The CFL announced a TV deal with CBS Sports this past week. The deal is reportedly worth $1 million for 34 games. While modest, its a symbolically important deal because it signals that the CFL may be moving away from its sole-source awarding of TV and streaming deals. Until now they have allowed TSN to be their monopoly platform provider. This is a very good sign as their television, streaming and social media strategy is in dire need of renovation, if not re-invention. CFL television ratings on TSN have been in free fall for a decade, with up to two thirds of the decline attributable to cord cutting. Notwithstanding the Roughriders, had the Argonauts not been in last year's Grey Cup, viewership would have almost certainly fallen below three million. Streaming numbers are not publicly available which has been speculated to be due to modest viewership. It is my evidence-free speculation that the addition of Victor Cui and Pierre Karl Peladeau may have influenced this decision as they appear to be the most savvy media executives/governors in the CFL. TSN is partly owned by ESPN. They must be wondering where this is going. Not necessarily a bad thing for the CFL.

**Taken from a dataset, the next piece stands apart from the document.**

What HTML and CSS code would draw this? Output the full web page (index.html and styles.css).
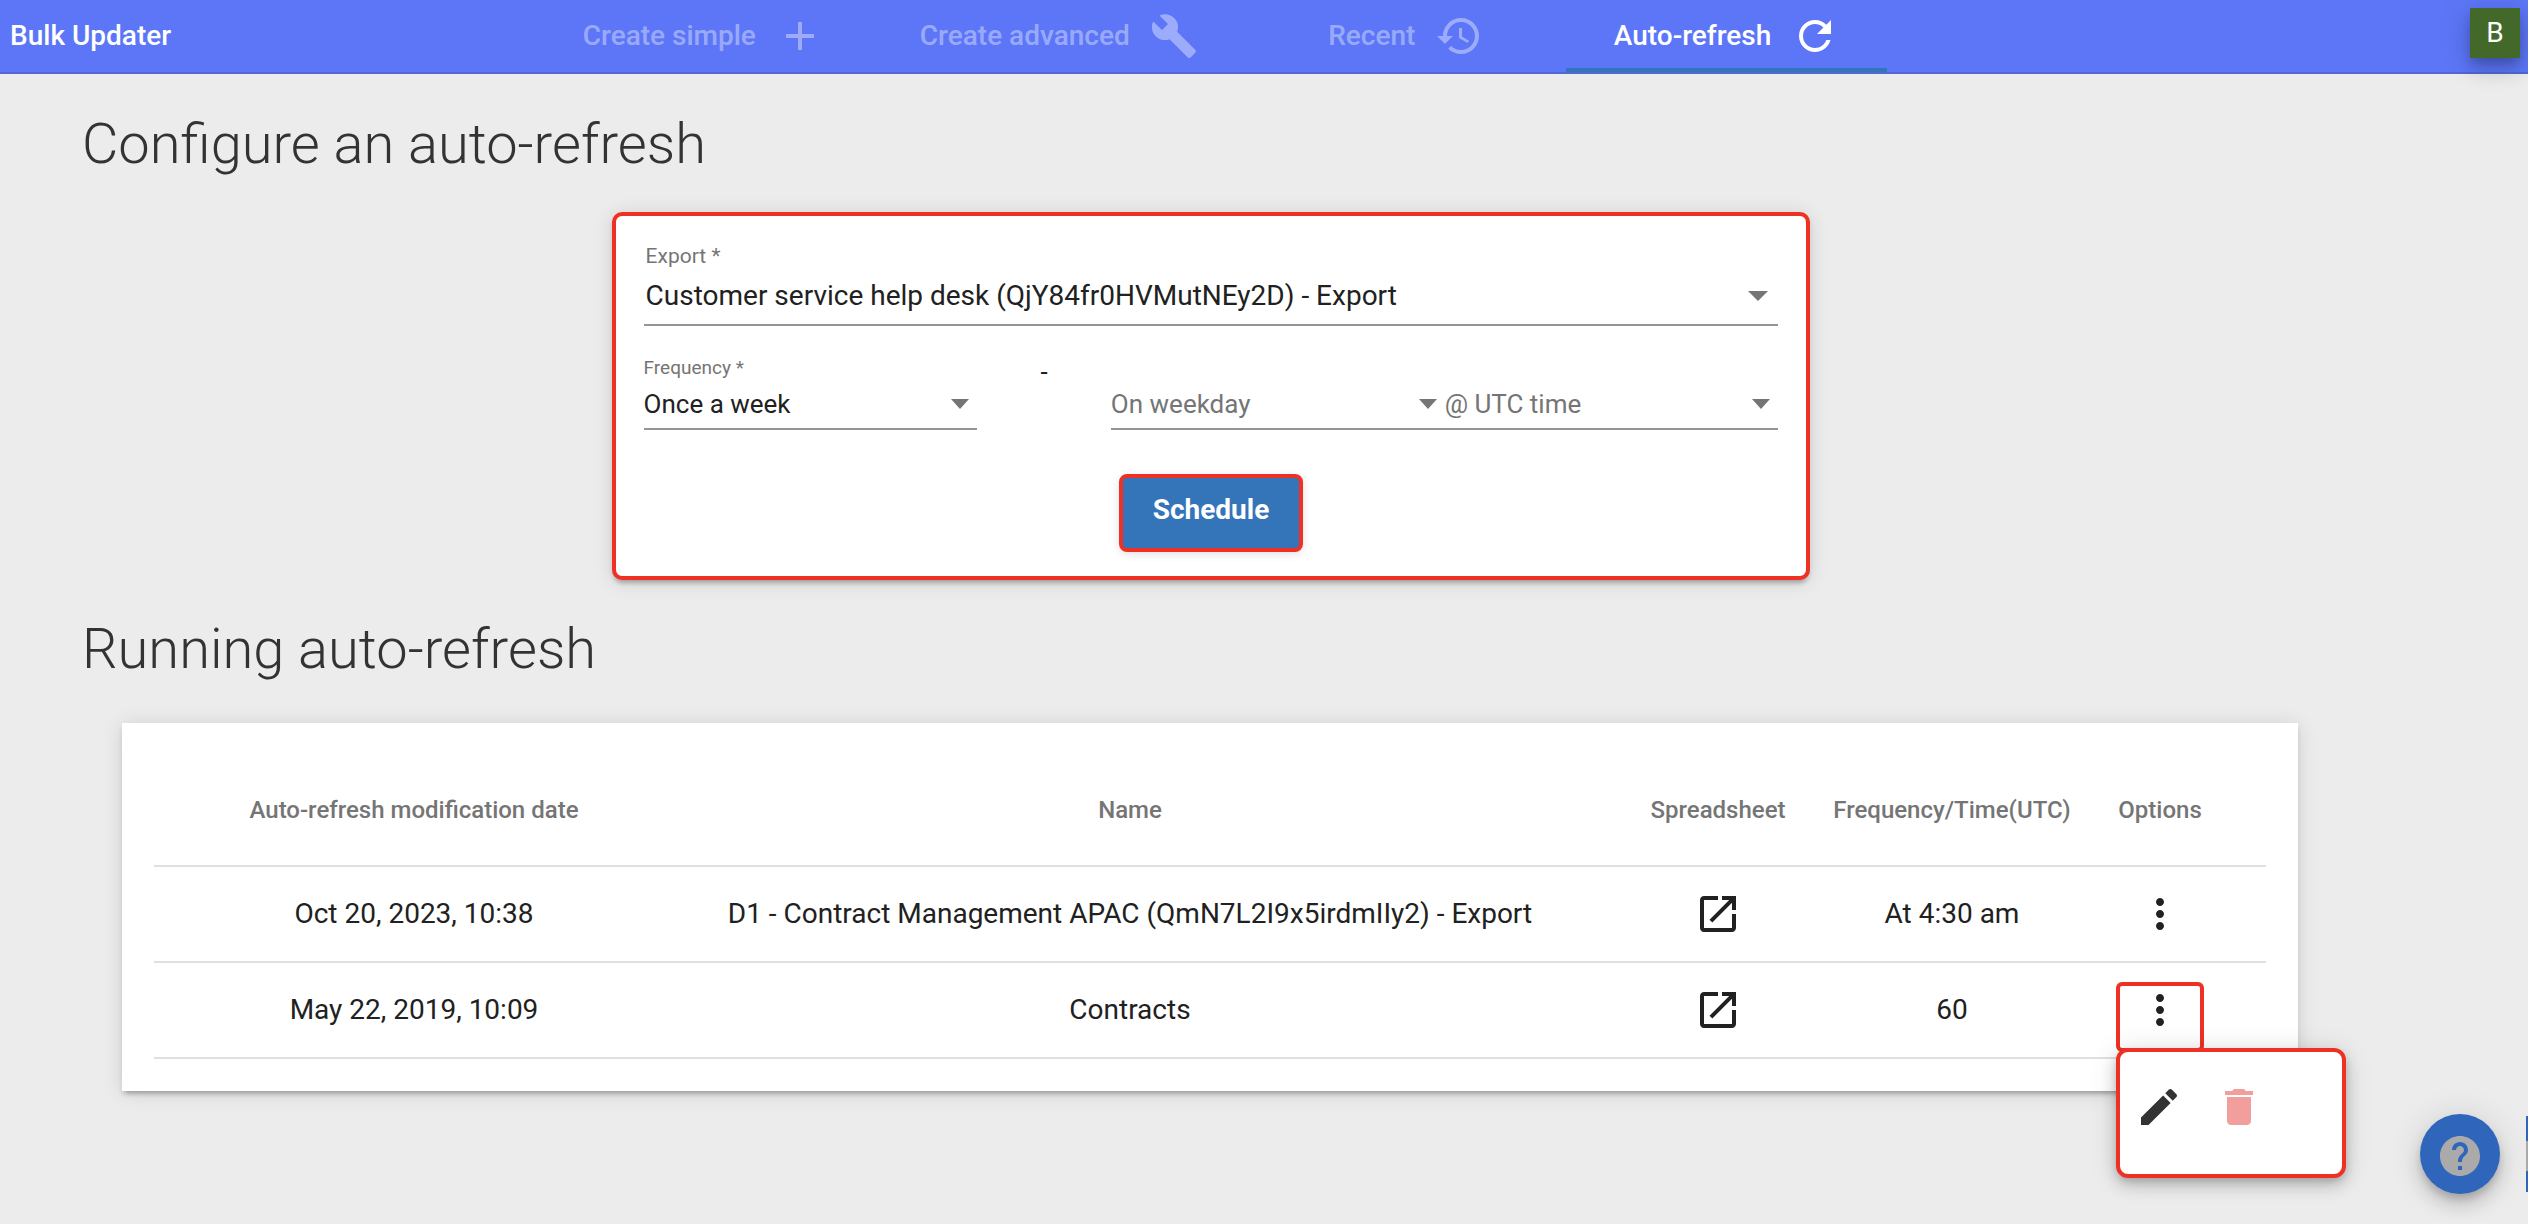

In the US, ESPN’s CFL audiences were small, but still generally larger than MLS draws south of the border. Meanwhile MLS scored a huge $250 million streaming deal with Apple TV. One would hope that Genius Sports has been contracted to land something similar for the CFL. $1 million from CBS is a downpayment on a three-bedroom bungalow in Canada's two largest cities. Let's hear less hyperbole about Genius and see a multi-million-dollar deal for TV and streaming south of the border. Americans love football, they care less about soccer. The CFL has a thirsty market on the shoulders of the NFL season.


If Genius can't find an owner for a maritime franchise or an American streaming deal, the CFL needs to find an American firm that can. This should be low hanging fruit for what is essentially a 110-year-old league. The MLS is the 25th best soccer league in the world. The CFL is the second-best forward pass league in the world on the top of a football-mad continent. Them's the facts.


Canada First


The CFL should take a page out of the old marketing book of Petro Canada. Canadian football players are killing it south of the border (and at recent Grey Cups). Last year at this time the CFL was gaslighting Canadian players in an effort to negotiate down the ratio and lower salary costs. Meanwhile, Canucks are getting drafted in the NFL, and the Grey Cup overfloweth. It’s time the CFL wakes up and realizes that instead of spending precious dollars on its ill-fated Global hallucination, it needs to double down on the development of Canadian players who do not see the CFL as simply a staging area to return to the NFL. Canada is their home.


Is it possible that the galvanization of support for the return of SFU football is a watershed moment for Canadian football? Time will tell, although the SFU administration is doing its best to run out the clock.


The CFL got press for announcing it had contributed $3.1 million to amateur football last year. It sounds like a lot but it's only a little over $300,000 per team and some of this is "in-kind." My recollection is that Amar Doman makes up a singularly disproportionate amount of the donations. $3.1 million is certainly a start, but there is still more individual teams and the league as a whole can do for amateur football.